(PROBLEM DETAILS) Render the material again word for word, skipping the pictures in it.

Front-end source files:

....

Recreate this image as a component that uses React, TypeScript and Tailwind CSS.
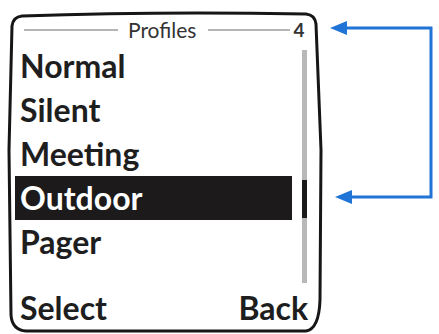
import React from "react";

const items = ["Normal", "Silent", "Meeting", "Outdoor", "Pager"];

export default function App() {
  return (
    <div className="relative w-[439px] h-[334px] bg-white overflow-hidden font-['Lato',sans-serif] text-[#1e1e1e]">
      <svg className="absolute inset-0" width="439" height="334" viewBox="0 0 439 334">
        <path
          d="M 22 16 Q 160 11 306 14 Q 315 15 316 24 L 321 150 L 320 300 Q 319 329 306 331 L 26 331 Q 12 330 11 315 L 9 150 L 12 26 Q 13 17 22 16 Z"
          fill="none"
          stroke="#161616"
          strokeWidth="3"
        />
        <path d="M 342 28 L 431 28 L 431 197 L 348 197" fill="none" stroke="#1f74d6" strokeWidth="3" />
        <path d="M 330 28 L 347 21 L 347 35 Z" fill="#1f74d6" />
        <path d="M 335 197 L 352 190 L 352 204 Z" fill="#1f74d6" />
      </svg>
      <div className="relative flex flex-col pl-[15px] pt-[22px] w-[320px]">
        <div className="flex items-center h-[16px]">
          <div className="ml-[9px] w-[94px] h-[2px] bg-[#b5b5b5]" />
          <span className="ml-[10px] text-[21px] leading-[16px] text-[#333]">Profiles</span>
          <div className="ml-[12px] w-[82px] h-[2px] bg-[#b5b5b5]" />
          <span className="ml-[3px] text-[19px] leading-[16px] font-bold text-[#333]">4</span>
        </div>
        <div className="flex mt-[6px]">
          <div className="flex flex-col w-[277px]">
            {items.map((t) => (
              <div
                key={t}
                className={
                  t === "Outdoor"
                    ? "h-[44px] pl-[5px] text-[32px] leading-[44px] font-bold bg-[#1c1a1b] text-white"
                    : "h-[44px] pl-[5px] text-[32px] leading-[44px] font-bold"
                }
              >
                {t}
              </div>
            ))}
          </div>
          <div className="relative ml-[10px] mt-[6px] w-[5px] h-[233px] bg-[#b8b8b8]">
            <div className="absolute left-0 top-[130px] w-[5px] h-[38px] bg-[#1c1a1b]" />
          </div>
        </div>
        <div className="flex justify-between w-[293px] pl-[5px] mt-[3px] text-[32px] leading-[44px] font-bold">
          <span>Select</span>
          <span>Back</span>
        </div>
      </div>
    </div>
  );
}
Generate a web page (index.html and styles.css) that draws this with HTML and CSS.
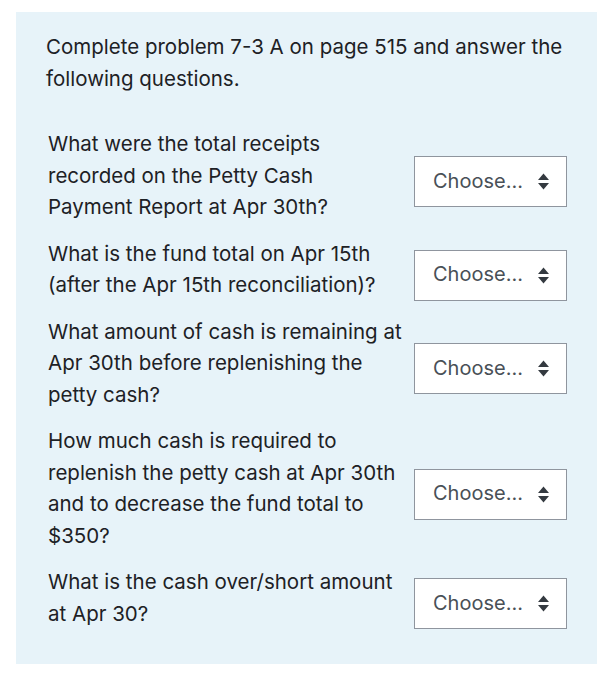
FILE: index.html
```html
<!DOCTYPE html>
<html lang="en">
<head>
<meta charset="utf-8">
<title>Petty cash questions</title>
<link rel="stylesheet" href="styles.css">
</head>
<body>
<div class="formulation">
  <p class="intro">Complete problem 7-3 A on page 515 and answer the following questions.</p>
  <div class="rows">
    <div class="row">
      <div class="qtext">What were the total receipts recorded on the Petty Cash Payment Report at Apr 30th?</div>
      <div class="select"><span>Choose...</span><svg class="arrows" width="11" height="17" viewBox="0 0 11 17"><polygon points="0,7 5.5,0.5 11,7"/><polygon points="0,10 11,10 5.5,16.5"/></svg></div>
    </div>
    <div class="row">
      <div class="qtext">What is the fund total on Apr 15th (after the Apr 15th reconciliation)?</div>
      <div class="select"><span>Choose...</span><svg class="arrows" width="11" height="17" viewBox="0 0 11 17"><polygon points="0,7 5.5,0.5 11,7"/><polygon points="0,10 11,10 5.5,16.5"/></svg></div>
    </div>
    <div class="row">
      <div class="qtext">What amount of cash is remaining at Apr 30th before replenishing the petty cash?</div>
      <div class="select"><span>Choose...</span><svg class="arrows" width="11" height="17" viewBox="0 0 11 17"><polygon points="0,7 5.5,0.5 11,7"/><polygon points="0,10 11,10 5.5,16.5"/></svg></div>
    </div>
    <div class="row">
      <div class="qtext">How much cash is required to replenish the petty cash at Apr 30th and to decrease the fund total to $350?</div>
      <div class="select"><span>Choose...</span><svg class="arrows" width="11" height="17" viewBox="0 0 11 17"><polygon points="0,7 5.5,0.5 11,7"/><polygon points="0,10 11,10 5.5,16.5"/></svg></div>
    </div>
    <div class="row">
      <div class="qtext">What is the cash over/short amount at Apr 30?</div>
      <div class="select"><span>Choose...</span><svg class="arrows" width="11" height="17" viewBox="0 0 11 17"><polygon points="0,7 5.5,0.5 11,7"/><polygon points="0,10 11,10 5.5,16.5"/></svg></div>
    </div>
  </div>
</div>
</body>
</html>
```
FILE: styles.css
```css
html, body {
  margin: 0;
  padding: 0;
  background: #ffffff;
}
body {
  font-family: Inter, "Liberation Sans", sans-serif;
  color: #1d2125;
}
.formulation {
  margin: 12px 12px 0 16px;
  width: 581px;
  box-sizing: border-box;
  padding: 19px 30px 35px 30px;
  background: #e7f3f9;
  font-size: 20.5px;
  line-height: 31.5px;
}
.intro {
  margin: 0 0 34px 0;
}
.rows {
  display: flex;
  flex-direction: column;
  gap: 15px;
}
.row {
  display: flex;
  align-items: center;
  gap: 8px;
}
.qtext {
  flex: 1;
  padding-left: 2px;
  padding-right: 4px;
}
.select {
  flex: 0 0 153px;
  box-sizing: border-box;
  height: 51px;
  margin-top: 12px;
  border: 1px solid #8f959e;
  background: #ffffff;
  display: flex;
  align-items: center;
  justify-content: space-between;
  padding: 0 17px 0 18px;
  font-size: 20px;
  color: #495057;
}
.arrows {
  fill: #343a40;
  display: block;
}
```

....

(WRITTEN ANSWER)
Recreate this image as a component that uses React, TypeScript and Tailwind CSS.
import React from "react";

const items = ["Normal", "Silent", "Meeting", "Outdoor", "Pager"];

export default function App() {
  return (
    <div className="relative w-[439px] h-[334px] bg-white overflow-hidden font-['Lato',sans-serif] text-[#1e1e1e]">
      <svg className="absolute inset-0" width="439" height="334" viewBox="0 0 439 334">
        <path
          d="M 22 16 Q 160 11 306 14 Q 315 15 316 24 L 321 150 L 320 300 Q 319 329 306 331 L 26 331 Q 12 330 11 315 L 9 150 L 12 26 Q 13 17 22 16 Z"
          fill="none"
          stroke="#161616"
          strokeWidth="3"
        />
        <path d="M 342 28 L 431 28 L 431 197 L 348 197" fill="none" stroke="#1f74d6" strokeWidth="3" />
        <path d="M 330 28 L 347 21 L 347 35 Z" fill="#1f74d6" />
        <path d="M 335 197 L 352 190 L 352 204 Z" fill="#1f74d6" />
      </svg>
      <div className="relative flex flex-col pl-[15px] pt-[22px] w-[320px]">
        <div className="flex items-center h-[16px]">
          <div className="ml-[9px] w-[94px] h-[2px] bg-[#b5b5b5]" />
          <span className="ml-[10px] text-[21px] leading-[16px] text-[#333]">Profiles</span>
          <div className="ml-[12px] w-[82px] h-[2px] bg-[#b5b5b5]" />
          <span className="ml-[3px] text-[19px] leading-[16px] font-bold text-[#333]">4</span>
        </div>
        <div className="flex mt-[6px]">
          <div className="flex flex-col w-[277px]">
            {items.map((t) => (
              <div
                key={t}
                className={
                  t === "Outdoor"
                    ? "h-[44px] pl-[5px] text-[32px] leading-[44px] font-bold bg-[#1c1a1b] text-white"
                    : "h-[44px] pl-[5px] text-[32px] leading-[44px] font-bold"
                }
              >
                {t}
              </div>
            ))}
          </div>
          <div className="relative ml-[10px] mt-[6px] w-[5px] h-[233px] bg-[#b8b8b8]">
            <div className="absolute left-0 top-[130px] w-[5px] h-[38px] bg-[#1c1a1b]" />
          </div>
        </div>
        <div className="flex justify-between w-[293px] pl-[5px] mt-[3px] text-[32px] leading-[44px] font-bold">
          <span>Select</span>
          <span>Back</span>
        </div>
      </div>
    </div>
  );
}
Generate a web page (index.html and styles.css) that draws this with HTML and CSS.
FILE: index.html
```html
<!DOCTYPE html>
<html lang="en">
<head>
<meta charset="utf-8">
<title>Petty cash questions</title>
<link rel="stylesheet" href="styles.css">
</head>
<body>
<div class="formulation">
  <p class="intro">Complete problem 7-3 A on page 515 and answer the following questions.</p>
  <div class="rows">
    <div class="row">
      <div class="qtext">What were the total receipts recorded on the Petty Cash Payment Report at Apr 30th?</div>
      <div class="select"><span>Choose...</span><svg class="arrows" width="11" height="17" viewBox="0 0 11 17"><polygon points="0,7 5.5,0.5 11,7"/><polygon points="0,10 11,10 5.5,16.5"/></svg></div>
    </div>
    <div class="row">
      <div class="qtext">What is the fund total on Apr 15th (after the Apr 15th reconciliation)?</div>
      <div class="select"><span>Choose...</span><svg class="arrows" width="11" height="17" viewBox="0 0 11 17"><polygon points="0,7 5.5,0.5 11,7"/><polygon points="0,10 11,10 5.5,16.5"/></svg></div>
    </div>
    <div class="row">
      <div class="qtext">What amount of cash is remaining at Apr 30th before replenishing the petty cash?</div>
      <div class="select"><span>Choose...</span><svg class="arrows" width="11" height="17" viewBox="0 0 11 17"><polygon points="0,7 5.5,0.5 11,7"/><polygon points="0,10 11,10 5.5,16.5"/></svg></div>
    </div>
    <div class="row">
      <div class="qtext">How much cash is required to replenish the petty cash at Apr 30th and to decrease the fund total to $350?</div>
      <div class="select"><span>Choose...</span><svg class="arrows" width="11" height="17" viewBox="0 0 11 17"><polygon points="0,7 5.5,0.5 11,7"/><polygon points="0,10 11,10 5.5,16.5"/></svg></div>
    </div>
    <div class="row">
      <div class="qtext">What is the cash over/short amount at Apr 30?</div>
      <div class="select"><span>Choose...</span><svg class="arrows" width="11" height="17" viewBox="0 0 11 17"><polygon points="0,7 5.5,0.5 11,7"/><polygon points="0,10 11,10 5.5,16.5"/></svg></div>
    </div>
  </div>
</div>
</body>
</html>
```
FILE: styles.css
```css
html, body {
  margin: 0;
  padding: 0;
  background: #ffffff;
}
body {
  font-family: Inter, "Liberation Sans", sans-serif;
  color: #1d2125;
}
.formulation {
  margin: 12px 12px 0 16px;
  width: 581px;
  box-sizing: border-box;
  padding: 19px 30px 35px 30px;
  background: #e7f3f9;
  font-size: 20.5px;
  line-height: 31.5px;
}
.intro {
  margin: 0 0 34px 0;
}
.rows {
  display: flex;
  flex-direction: column;
  gap: 15px;
}
.row {
  display: flex;
  align-items: center;
  gap: 8px;
}
.qtext {
  flex: 1;
  padding-left: 2px;
  padding-right: 4px;
}
.select {
  flex: 0 0 153px;
  box-sizing: border-box;
  height: 51px;
  margin-top: 12px;
  border: 1px solid #8f959e;
  background: #ffffff;
  display: flex;
  align-items: center;
  justify-content: space-between;
  padding: 0 17px 0 18px;
  font-size: 20px;
  color: #495057;
}
.arrows {
  fill: #343a40;
  display: block;
}
```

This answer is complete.